Quantfury Gazette


Your next watch could be life-saving

Henry Zheng
Quantfury Product Communication Team
Is your next watch possibly life saving

Biomedical devices researchers have been working on devices to help with medical conditions and improve the lives of its wearers. For example, recently, a wearable device was created that can forecast seizures 30 minutes ahead of time for individuals with epilepsy.

Current epileptic individuals may suffer from unpredictable recurrent seizures throughout the day and making them limit their range of activities. The wearable device will record physiological data and upload it regularly to online cloud storage for machine learning analysis, forecasting, and sounding the alarm appropriately.

With a device that is reliable in monitoring when seizures may happen, the individual will be alerted ahead of time to take medication or change their current environment and help prevent a surprise seizure.

With such news of its development, it will be interesting to see how far it develops to reach the millions of people in the world with epilepsy, and if other wearable devices could be developed to warn a person ahead of time of other potential medical issues. Biomedical technology companies such as Medtronic (NYSE: MDT), Biogen Inc (NASDAQ: BIIB), and Biomarin Pharmaceutical Inc (NASDAQ: BMRN) have already been investing in the research and development of wearable medical technology with various applications.

Personally, I think it would be ideal if an all-in-one kind of wearable device could be developed, from a culmination of this medical technology. Delivering these conditions can be a challenge since accessibility, effectiveness, and intrusiveness could create skepticism from an individual’s point of view. A wearable device that could forecast and monitor multiple factors that affect the wearer’s health, as well as helping to create better habits, will be very beneficial for society. Possibly, these medical devices could see cross-industry collaboration with tech companies that dabble in big data as well as produce wearable devices.

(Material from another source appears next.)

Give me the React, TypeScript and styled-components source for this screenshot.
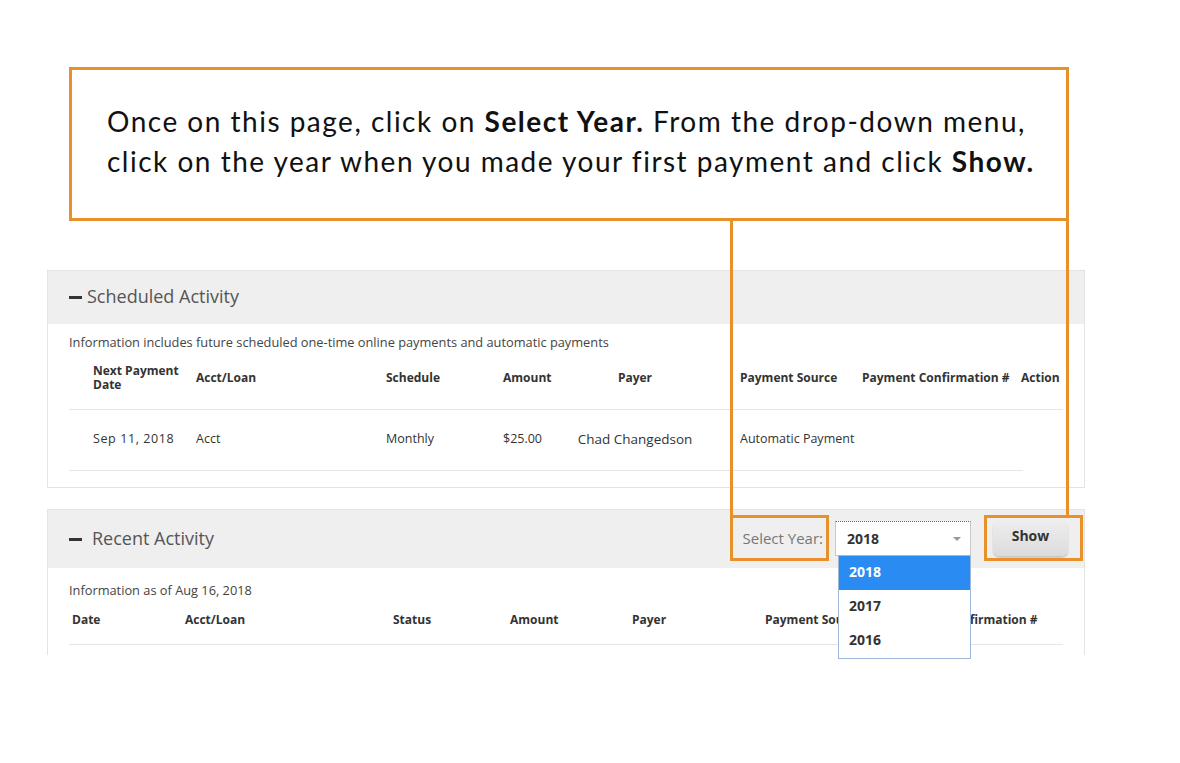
import React from "react";
import styled, { createGlobalStyle } from "styled-components";

const ORANGE = "#e8902a";
const UI_FONT = `"Open Sans", "Noto Sans", sans-serif`;

const Global = createGlobalStyle`
  html, body { margin: 0; padding: 0; background: #ffffff; }
  * { box-sizing: border-box; }
`;

const Page = styled.div`
  position: relative;
  width: 1180px;
  height: 763px;
  overflow: hidden;
  background: #fff;
  font-family: ${UI_FONT};
  color: #333;
`;

const Callout = styled.div`
  margin: 67px 0 0 69px;
  width: 1000px;
  height: 154px;
  border: 3px solid ${ORANGE};
  padding: 31px 0 0 35px;
  font-family: Lato, "Liberation Sans", sans-serif;
  font-size: 28px;
  letter-spacing: 1.5px;
  line-height: 40px;
  color: #111;
  white-space: nowrap;
  b { font-weight: 700; }
`;

const Panels = styled.div`
  margin-left: 47px;
  width: 1038px;
`;

const Panel = styled.section<{ $top: number; $open?: boolean }>`
  margin-top: ${(p) => p.$top}px;
  border: 1px solid #e3e3e3;
  border-bottom: ${(p) => (p.$open ? "none" : "1px solid #e3e3e3")};
  background: #fff;
`;

const PanelHeader = styled.div<{ $h: number }>`
  height: ${(p) => p.$h}px;
  background: #efefef;
  display: flex;
  align-items: center;
  padding: 0 16px 0 21px;
`;

const Minus = styled.span<{ $gap: number }>`
  display: inline-block;
  width: 13px;
  height: 3px;
  background: #333;
  margin-right: ${(p) => p.$gap}px;
`;

const Title = styled.h2`
  margin: 0 0 3px;
  font-family: ${UI_FONT};
  font-weight: 400;
  font-size: 18px;
  color: #555;
  flex: 1;
`;

const Body = styled.div<{ $pt: number; $pb: number }>`
  padding: ${(p) => p.$pt}px 21px ${(p) => p.$pb}px 21px;
`;

const Info = styled.div`
  font-size: 12.8px;
  line-height: 16px;
  color: #444;
`;

const Grid = styled.div<{ $cols: string; $h: number; $inset?: number; $pb?: number }>`
  display: grid;
  grid-template-columns: ${(p) => p.$cols};
  align-items: center;
  height: ${(p) => p.$h}px;
  padding-bottom: ${(p) => p.$pb ?? 0}px;
  border-bottom: 1px solid #e6e6e6;
  margin-right: ${(p) => p.$inset ?? 0}px;
`;

const Th = styled.div<{ $pl?: number; $center?: boolean }>`
  font-size: 12px;
  font-weight: 700;
  line-height: 14px;
  color: #333;
  padding-left: ${(p) => p.$pl ?? 0}px;
  text-align: ${(p) => (p.$center ? "center" : "left")};
  white-space: nowrap;
`;

const Td = styled.div<{ $pl?: number; $center?: boolean; $big?: boolean; $wide?: boolean }>`
  font-size: ${(p) => (p.$big ? 13.5 : 12.5)}px;
  letter-spacing: ${(p) => (p.$wide ? 0.6 : 0)}px;
  color: #333;
  padding-left: ${(p) => p.$pl ?? 0}px;
  text-align: ${(p) => (p.$center ? "center" : "left")};
  white-space: nowrap;
`;

const Controls = styled.div`
  display: flex;
  align-items: center;
  margin-bottom: 2px;
`;

const YearLabel = styled.span`
  font-size: 15px;
  color: #777;
  margin-right: 12px;
`;

const SelectWrap = styled.div`
  position: relative;
  width: 136px;
  height: 35px;
  background: #fff;
  border: 1px solid #c9c9c9;
  border-top: 1px dotted #666;
  display: flex;
  align-items: center;
  padding-left: 11px;
  margin-right: 22px;
  font-size: 14px;
  font-weight: 700;
  color: #333;
`;

const Caret = styled.span`
  position: absolute;
  right: 9px;
  top: 15px;
  width: 0;
  height: 0;
  border-left: 4px solid transparent;
  border-right: 4px solid transparent;
  border-top: 4px solid #999;
`;

const DropList = styled.ul`
  position: absolute;
  top: 33px;
  left: 2px;
  width: 133px;
  margin: 0;
  padding: 0;
  list-style: none;
  background: #fff;
  border: 1px solid #9fb8d8;
  z-index: 5;
`;

const DropItem = styled.li<{ $active?: boolean }>`
  height: 34px;
  display: flex;
  align-items: center;
  padding-left: 10px;
  padding-bottom: 2px;
  font-size: 14px;
  font-weight: 700;
  color: ${(p) => (p.$active ? "#fff" : "#333")};
  background: ${(p) => (p.$active ? "#2a8cf2" : "#fff")};
`;

const ShowButton = styled.button`
  width: 75px;
  height: 36px;
  border: none;
  border-radius: 7px;
  background: linear-gradient(#eeeeee, #dcdcdc);
  box-shadow: 0 2px 2px rgba(0, 0, 0, 0.18);
  font-family: ${UI_FONT};
  font-size: 14px;
  font-weight: 700;
  color: #333;
  padding: 0 0 6px;
`;

const Connector = styled.div<{ $left: number }>`
  position: absolute;
  left: ${(p) => p.$left}px;
  top: 220px;
  width: 3px;
  height: 296px;
  background: ${ORANGE};
  z-index: 6;
`;

const Highlight = styled.div<{ $left: number }>`
  position: absolute;
  left: ${(p) => p.$left}px;
  top: 515px;
  width: 99px;
  height: 46px;
  border: 3px solid ${ORANGE};
  z-index: 6;
`;

const schedCols = "127px 190px 117px 57px 150px 152px 159px 41px";
const recentCols = "116px 208px 117px 122px 133px 125px 172px";

export default function App() {
  return (
    <>
      <Global />
      <Page>
        <Callout>
          Once on this page, click on <b>Select Year.</b> From the drop-down menu,
          <br />
          click on the year when you made your first payment and click <b>Show.</b>
        </Callout>

        <Panels>
          <Panel $top={49}>
            <PanelHeader $h={53}>
              <Minus $gap={5} />
              <Title>Scheduled Activity</Title>
            </PanelHeader>
            <Body $pt={10} $pb={16}>
              <Info>Information includes future scheduled one-time online payments and automatic payments</Info>
              <Grid $cols={schedCols} $h={60} $pb={4}>
                <Th $pl={24}>
                  Next Payment
                  <br />
                  Date
                </Th>
                <Th>Acct/Loan</Th>
                <Th>Schedule</Th>
                <Th>Amount</Th>
                <Th $center>Payer</Th>
                <Th $pl={30}>Payment Source</Th>
                <Th>Payment Confirmation #</Th>
                <Th>Action</Th>
              </Grid>
              <Grid $cols={schedCols} $h={61} $inset={40} $pb={3}>
                <Td $pl={24} $wide>Sep 11, 2018</Td>
                <Td>Acct</Td>
                <Td>Monthly</Td>
                <Td>$25.00</Td>
                <Td $center $big>Chad Changedson</Td>
                <Td $pl={30}>Automatic Payment</Td>
                <Td />
                <Td />
              </Grid>
            </Body>
          </Panel>

          <Panel $top={21} $open>
            <PanelHeader $h={58}>
              <Minus $gap={10} />
              <Title>Recent Activity</Title>
              <Controls>
                <YearLabel>Select Year:</YearLabel>
                <SelectWrap>
                  2018
                  <Caret />
                  <DropList>
                    <DropItem $active>2018</DropItem>
                    <DropItem>2017</DropItem>
                    <DropItem>2016</DropItem>
                  </DropList>
                </SelectWrap>
                <ShowButton>Show</ShowButton>
              </Controls>
            </PanelHeader>
            <Body $pt={14} $pb={10}>
              <Info>Information as of Aug 16, 2018</Info>
              <Grid $cols={recentCols} $h={47} $pb={2}>
                <Th $pl={3}>Date</Th>
                <Th>Acct/Loan</Th>
                <Th>Status</Th>
                <Th>Amount</Th>
                <Th>Payer</Th>
                <Th>Payment Source</Th>
                <Th>Payment Confirmation #</Th>
              </Grid>
            </Body>
          </Panel>
        </Panels>

        <Connector $left={730} />
        <Connector $left={1066} />
        <Highlight $left={730} />
        <Highlight $left={984} />
      </Page>
    </>
  );
}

It also raises the question of how far technological advancements in medicine can help improve the health of people worldwide. Soon, in the future, will humans wear an all-in-one device to regulate and monitor their entire health system? Further, could such technology be implemented into the body itself, such that humans become cyborgs? It will be intriguing to see how the lines blur between man and machine, and which companies will take charge of the technology involved.